The real solution to this is to dig into your compiler's documentation. The ARM compiler we use can be made to produce an assembly dump (code.dis), from which it's fairly trivial to subtract the offsets between a given mangled function label and the next mangled function label.
I'm not certain which tools you will need for this with a windows target, however. It looks like the tools listed in the answer to this question might be what you're looking for.

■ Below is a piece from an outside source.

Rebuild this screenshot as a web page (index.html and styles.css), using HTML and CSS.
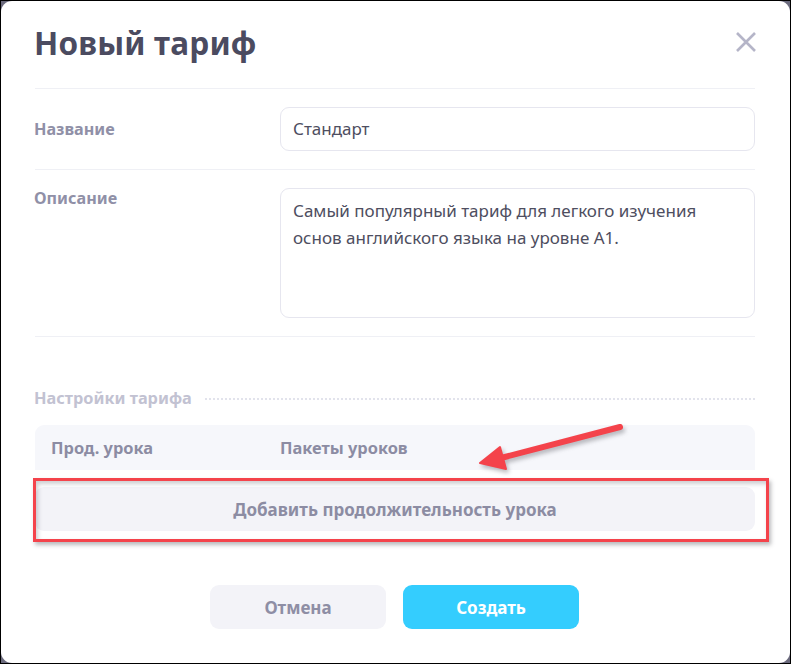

Also note that I (working in the embedded space) assumed you were talking about post-compile-analysis. It still might be possible to examine these intermediate files programmatically as part of a build provided that:
The target function is in a different object
The build system has been taught the dependencies
You know for sure that the compiler will build these object files
Note that I'm not sure entirely WHY you want to know this information. I've needed it in the past to be sure that I can fit a particular chunk of code in a very particular place in memory. I have to admit I'm curious what purpose this would have on a more general desktop-OS target.
In C++, the there is no notion of function size. In addition to everything else mentioned, preprocessor macros also make for an indeterminate size. If you want to count number of instruction words, you can't do that in C++, because it doesn't exist until it's been compiled.
What do you mean "size of a function"?
If you mean a function pointer than it is always just 4 bytes for 32bits systems.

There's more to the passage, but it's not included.